Barcelona Supercomputing Center, 2016 - Legal Notice

Motivation

The first attempt at Atlantic tropical cyclone seasonal forecasting dates back to 1984. Performed at CSU, this first forecast utilized the state of El Niño, the Quasi-Biennial Oscillation in the stratosphere as well as surface pressures in the Caribbean and Gulf of Mexico to predict Atlantic hurricane activity.

More than three decades later, seasonal hurricane predictions are produced ahead of each hurricane season by a range of different groups, from the meteorological services to academic groups to catastrophe modelers, in almost all major ocean basins that support tropical cyclone formation. For the Atlantic basin alone, a large number of different groups are now producing either statistical, dynamical or hybrid statistical/dynamical seasonal predictions in the months leading up to the climatological start of the peak of the hurricane season (August 1st).

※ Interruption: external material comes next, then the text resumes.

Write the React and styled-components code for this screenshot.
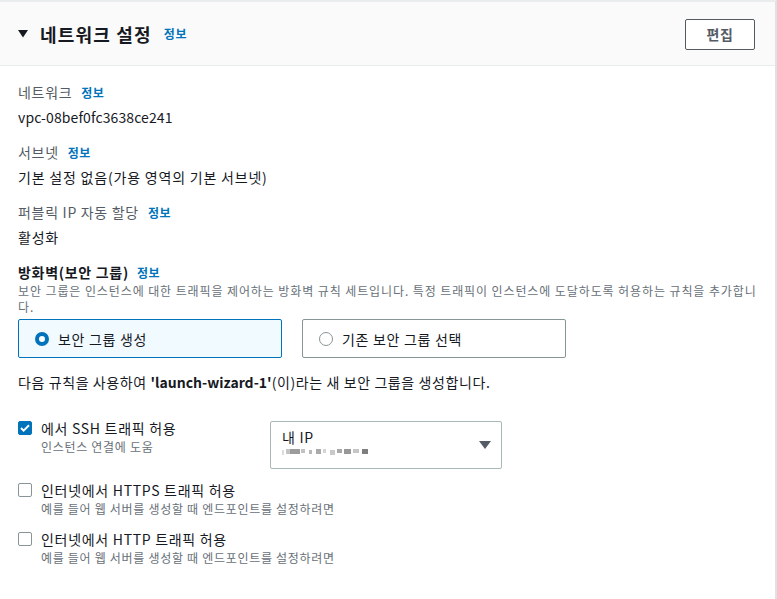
import React from 'react';
import styled, { createGlobalStyle } from 'styled-components';

const GlobalStyle = createGlobalStyle`
  body {
    margin: 0;
    background: #ffffff;
    font-family: "Noto Sans CJK KR", "Noto Sans", sans-serif;
    color: #16191f;
    letter-spacing: 0.7px;
  }
`;

const fields = [
  { label: '네트워크', value: 'vpc-08bef0fc3638ce241', latin: true },
  { label: '서브넷', value: '기본 설정 없음(가용 영역의 기본 서브넷)' },
  { label: '퍼블릭 IP 자동 할당', value: '활성화' },
];

const rules = [
  { title: '인터넷에서 HTTPS 트래픽 허용', sub: '예를 들어 웹 서버를 생성할 때 엔드포인트를 설정하려면' },
  { title: '인터넷에서 HTTP 트래픽 허용', sub: '예를 들어 웹 서버를 생성할 때 엔드포인트를 설정하려면' },
];

const mask = [
  [0, 2, '#dcdcdc'], [4, 4, '#c4c4c4'], [8, 10, '#9c9c9c'], [19, 4, '#c2c2c2'],
  [27, 3, '#b8b8b8'], [34, 5, '#aaaaaa'], [41, 3, '#d4d4d4'], [48, 5, '#c9c9c9'],
  [55, 5, '#a8a8a8'], [62, 7, '#989898'], [71, 6, '#c6c6c6'], [80, 6, '#7e7e7e'],
];

const App = () => (
  <>
    <GlobalStyle />
    <Card>
      <Header>
        <TitleWrap>
          <svg width="10" height="8" viewBox="0 0 10 8">
            <path d="M0 0h10L5 7.5z" fill="#16191f" />
          </svg>
          <Title>네트워크 설정</Title>
          <Info>정보</Info>
        </TitleWrap>
        <EditButton>편집</EditButton>
      </Header>

      <Body>
        {fields.map((f) => (
          <Field key={f.label}>
            <Label>
              {f.label}
              <Info>정보</Info>
            </Label>
            <Value $latin={f.latin}>{f.value}</Value>
          </Field>
        ))}

        <SectionTitle>
          방화벽(보안 그룹)
          <Info>정보</Info>
        </SectionTitle>
        <Description>
          보안 그룹은 인스턴스에 대한 트래픽을 제어하는 방화벽 규칙 세트입니다. 특정 트래픽이 인스턴스에 도달하도록 허용하는 규칙을 추가합니다.
        </Description>

        <Tiles>
          <Tile $selected>
            <Radio $checked />
            보안 그룹 생성
          </Tile>
          <Tile>
            <Radio />
            기존 보안 그룹 선택
          </Tile>
        </Tiles>

        <Note>
          다음 규칙을 사용하여 <b>'launch-wizard-1'</b>(이)라는 새 보안 그룹을 생성합니다.
        </Note>

        <Options>
          <FirstRow>
            <CheckItem>
              <CheckBox $checked>
                <svg width="10" height="8" viewBox="0 0 10 8">
                  <path d="M1 4l2.6 2.6L9 1.2" fill="none" stroke="#fff" strokeWidth="2" />
                </svg>
              </CheckBox>
              <div>
                <CheckTitle>에서 SSH 트래픽 허용</CheckTitle>
                <CheckSub>인스턴스 연결에 도움</CheckSub>
              </div>
            </CheckItem>
            <Select>
              <SelectValue>
                <SelectLabel>내 IP</SelectLabel>
                <svg width="88" height="6" viewBox="0 0 88 6">
                  {mask.map(([x, w, c]) => (
                    <rect key={x} x={x} y={x % 3 === 0 ? 1 : 0} width={w} height={x % 2 ? 4 : 5} fill={c} />
                  ))}
                </svg>
              </SelectValue>
              <svg width="12" height="8" viewBox="0 0 12 8">
                <path d="M0 0h12L6 8z" fill="#545b64" />
              </svg>
            </Select>
          </FirstRow>
          {rules.map((r) => (
            <CheckItem key={r.title}>
              <CheckBox />
              <div>
                <CheckTitle>{r.title}</CheckTitle>
                <CheckSub>{r.sub}</CheckSub>
              </div>
            </CheckItem>
          ))}
        </Options>
      </Body>
    </Card>
  </>
);

export default App;

const Card = styled.section`
  width: 777px;
  min-height: 599px;
  box-sizing: border-box;
  background: #ffffff;
  border-top: 2px solid #eaeded;
  border-right: 2px solid #dfe2e3;
`;

const Header = styled.header`
  height: 63px;
  display: flex;
  align-items: center;
  justify-content: space-between;
  padding: 0 20px 0 18px;
  background: #fafafa;
  border-bottom: 1px solid #eaeded;
`;

const TitleWrap = styled.div`
  display: flex;
  align-items: center;
  gap: 12px;
`;

const Title = styled.h2`
  margin: 0;
  font-size: 18px;
  line-height: 28px;
  font-weight: 700;
  letter-spacing: 1.2px;
  color: #16191f;
`;

const Info = styled.a`
  margin-left: 9px;
  font-size: 12px;
  font-weight: 700;
  letter-spacing: 0.5px;
  color: #0073bb;
  cursor: pointer;

  ${TitleWrap} & {
    margin-left: 0;
  }
`;

const EditButton = styled.button`
  width: 70px;
  height: 31px;
  margin-top: 1px;
  background: #ffffff;
  border: 1px solid #545b64;
  border-radius: 2px;
  font-family: inherit;
  font-size: 14px;
  font-weight: 700;
  letter-spacing: 0.7px;
  color: #545b64;
  cursor: pointer;
`;

const Body = styled.div`
  padding: 16px 18px 0 18px;
`;

const Field = styled.div`
  margin-bottom: 15px;
`;

const Label = styled.div`
  font-size: 14px;
  line-height: 20px;
  color: #545b64;
`;

const Value = styled.div`
  margin-top: 4px;
  font-size: 14px;
  line-height: 20px;
  letter-spacing: ${(p) => (p.$latin ? '0.1px' : '0.8px')};
  color: #16191f;
`;

const SectionTitle = styled.div`
  font-size: 14px;
  line-height: 20px;
  font-weight: 700;

  ${Info} {
    margin-left: 8px;
  }
`;

const Description = styled.p`
  margin: 0;
  max-width: 742px;
  font-size: 12px;
  line-height: 16px;
  letter-spacing: 0.9px;
  color: #687078;
`;

const Tiles = styled.div`
  display: flex;
  gap: 20px;
  margin-top: 4px;
`;

const Tile = styled.label`
  width: 264px;
  height: 39px;
  box-sizing: border-box;
  display: flex;
  align-items: center;
  gap: 9px;
  padding: 0 16px;
  border: 1px solid ${(p) => (p.$selected ? '#0073bb' : '#879596')};
  border-radius: 2px;
  background: ${(p) => (p.$selected ? '#f1faff' : '#ffffff')};
  font-size: 14px;
  color: #16191f;
`;

const Radio = styled.span`
  width: 14px;
  height: 14px;
  box-sizing: border-box;
  border-radius: 50%;
  border: ${(p) => (p.$checked ? '4px solid #0073bb' : '1px solid #879596')};
  background: #ffffff;
  flex-shrink: 0;
`;

const Note = styled.p`
  margin: 14px 0 0;
  font-size: 14px;
  line-height: 20px;
  letter-spacing: 0.6px;

  b {
    font-weight: 700;
    letter-spacing: 0;
  }
`;

const Options = styled.div`
  margin-top: 26px;
  display: flex;
  flex-direction: column;
  gap: 11px;
`;

const FirstRow = styled.div`
  display: grid;
  grid-template-columns: 252px 232px;
  align-items: start;
`;

const CheckItem = styled.label`
  display: flex;
  align-items: flex-start;
  gap: 9px;
`;

const CheckBox = styled.span`
  width: 14px;
  height: 14px;
  margin-top: 3px;
  box-sizing: border-box;
  display: flex;
  align-items: center;
  justify-content: center;
  border-radius: 2px;
  border: 1px solid ${(p) => (p.$checked ? '#0073bb' : '#879596')};
  background: ${(p) => (p.$checked ? '#0073bb' : '#ffffff')};
  flex-shrink: 0;
`;

const CheckTitle = styled.div`
  font-size: 14px;
  line-height: 20px;
  color: #16191f;
`;

const CheckSub = styled.div`
  font-size: 12px;
  line-height: 18px;
  color: #687078;
`;

const Select = styled.div`
  margin-top: 3px;
  height: 48px;
  box-sizing: border-box;
  display: flex;
  align-items: center;
  justify-content: space-between;
  padding: 0 10px 0 11px;
  border: 1px solid #aab7b8;
  border-radius: 2px;
`;

const SelectValue = styled.div`
  align-self: flex-start;
  padding-top: 6px;
  display: flex;
  flex-direction: column;
  gap: 3px;
`;

const SelectLabel = styled.div`
  font-size: 14px;
  line-height: 18px;
  color: #16191f;
`;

While these predictions are generally made freely available by the groups who produce them, there currently exists no website centralizing this information, making gathering that information time consuming (if one is aware of all the given predictions in the first place) and making comparisons between these different predictions difficult.

Given that the number of such predictions is likely to keep increasing in the future, we believe there is now a need for a platform where all of the information currently available in regards to upcoming seasonal hurricane activity would be centralized and displayed in such a way as to offer the best scientific estimate of upcoming hurricane activity.